- [YOUR OBJECTIVE]: Images are not part of the copy; transcribe all the data exactly.

= = =

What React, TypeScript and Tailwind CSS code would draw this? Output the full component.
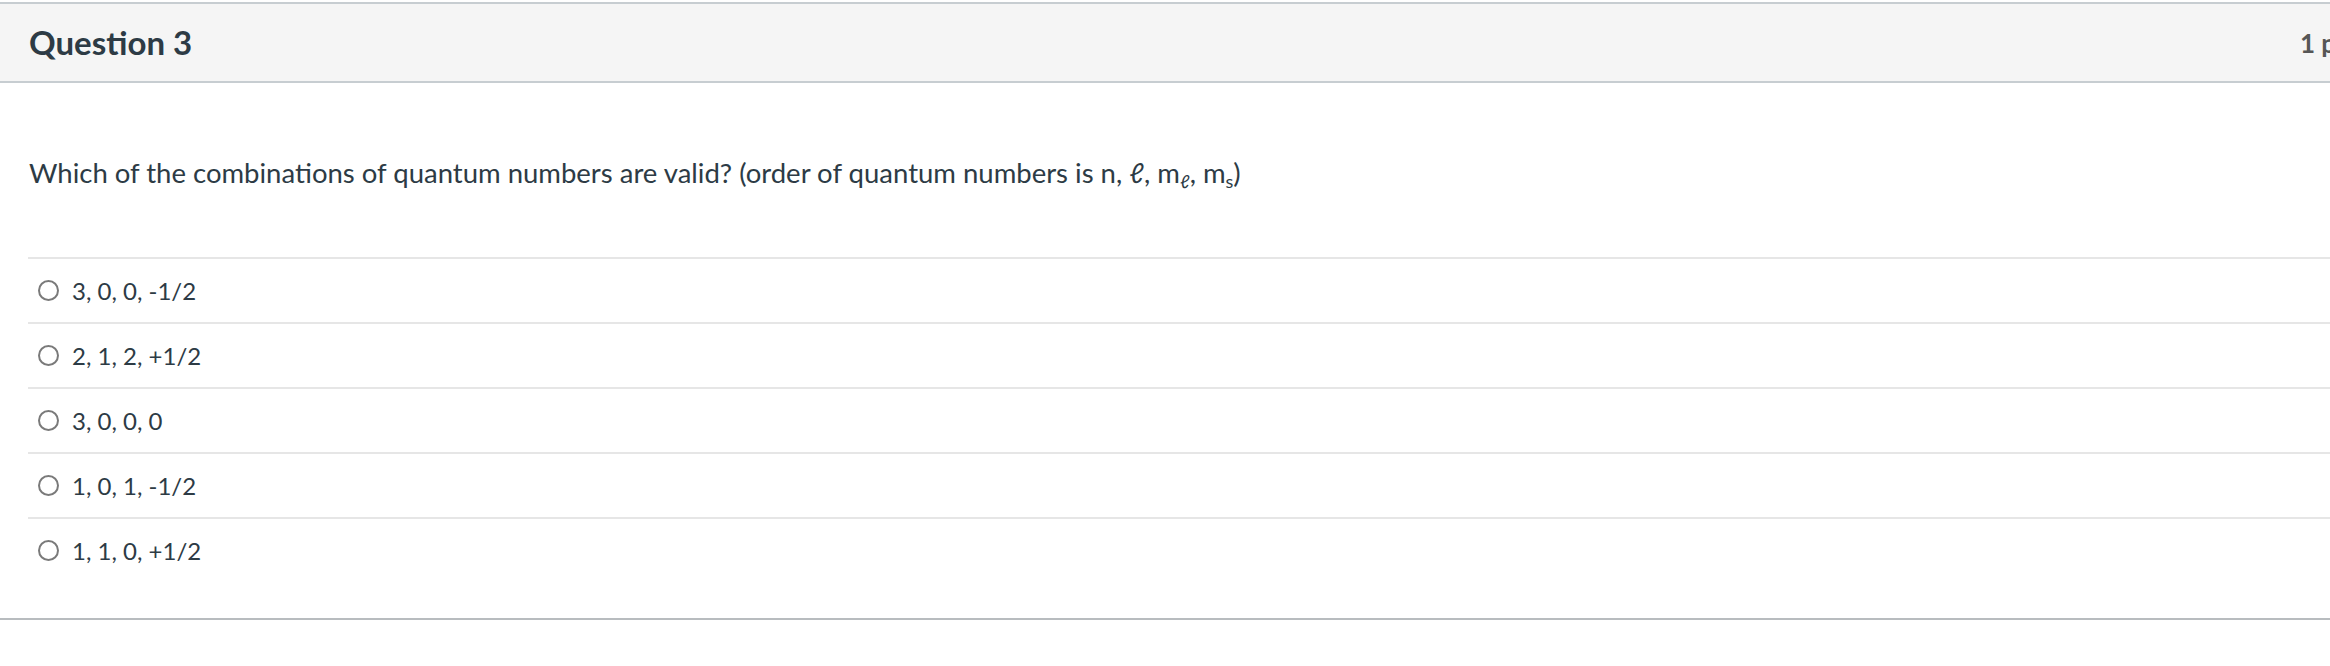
import React from "react";

const answers = ["3, 0, 0, -1/2", "2, 1, 2, +1/2", "3, 0, 0, 0", "1, 0, 1, -1/2", "1, 1, 0, +1/2"];

const App: React.FC = () => {
  return (
    <div className="w-full min-h-screen bg-white overflow-hidden font-['Lato',sans-serif] text-[#2d3b45]">
      <div className="w-[2386px] pt-[2px]">
        {/* Header */}
        <div className="h-[81px] flex items-center justify-between px-[29px] bg-[#f5f5f5] border-t-2 border-b-2 border-[#c7cdd1]">
          <h2 className="text-[33px] font-bold leading-none">Question 3</h2>
          <span className="text-[26px] font-bold text-[#565656] leading-none">1 pts</span>
        </div>

        {/* Question text */}
        <div className="pt-[70px] pb-[65px] px-[29px]">
          <p className="text-[27.5px] leading-[39px]">
            Which of the combinations of quantum numbers are valid? (order of quantum numbers is n, ℓ, m
            <sub className="text-[18px]">ℓ</sub>, m<sub className="text-[18px]">s</sub>)
          </p>
        </div>

        {/* Answers */}
        <div className="pl-[28px] pb-[36px] border-b-2 border-[#b8bcbf]">
          {answers.map((a) => (
            <label key={a} className="h-[65px] flex items-center border-t-2 border-[#e6e6e6] pl-[10px]">
              <span className="w-[21px] h-[21px] rounded-full border-2 border-[#7a7a7a] bg-white shrink-0" />
              <span className="ml-[13px] text-[24px] leading-none">{a}</span>
            </label>
          ))}
        </div>
      </div>
    </div>
  );
};

export default App;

= = =

- [EXERCISE RESPONSE]:
What React, TypeScript and Tailwind CSS code would draw this? Output the full component.
import React from "react";

const answers = ["3, 0, 0, -1/2", "2, 1, 2, +1/2", "3, 0, 0, 0", "1, 0, 1, -1/2", "1, 1, 0, +1/2"];

const App: React.FC = () => {
  return (
    <div className="w-full min-h-screen bg-white overflow-hidden font-['Lato',sans-serif] text-[#2d3b45]">
      <div className="w-[2386px] pt-[2px]">
        {/* Header */}
        <div className="h-[81px] flex items-center justify-between px-[29px] bg-[#f5f5f5] border-t-2 border-b-2 border-[#c7cdd1]">
          <h2 className="text-[33px] font-bold leading-none">Question 3</h2>
          <span className="text-[26px] font-bold text-[#565656] leading-none">1 pts</span>
        </div>

        {/* Question text */}
        <div className="pt-[70px] pb-[65px] px-[29px]">
          <p className="text-[27.5px] leading-[39px]">
            Which of the combinations of quantum numbers are valid? (order of quantum numbers is n, ℓ, m
            <sub className="text-[18px]">ℓ</sub>, m<sub className="text-[18px]">s</sub>)
          </p>
        </div>

        {/* Answers */}
        <div className="pl-[28px] pb-[36px] border-b-2 border-[#b8bcbf]">
          {answers.map((a) => (
            <label key={a} className="h-[65px] flex items-center border-t-2 border-[#e6e6e6] pl-[10px]">
              <span className="w-[21px] h-[21px] rounded-full border-2 border-[#7a7a7a] bg-white shrink-0" />
              <span className="ml-[13px] text-[24px] leading-none">{a}</span>
            </label>
          ))}
        </div>
      </div>
    </div>
  );
};

export default App;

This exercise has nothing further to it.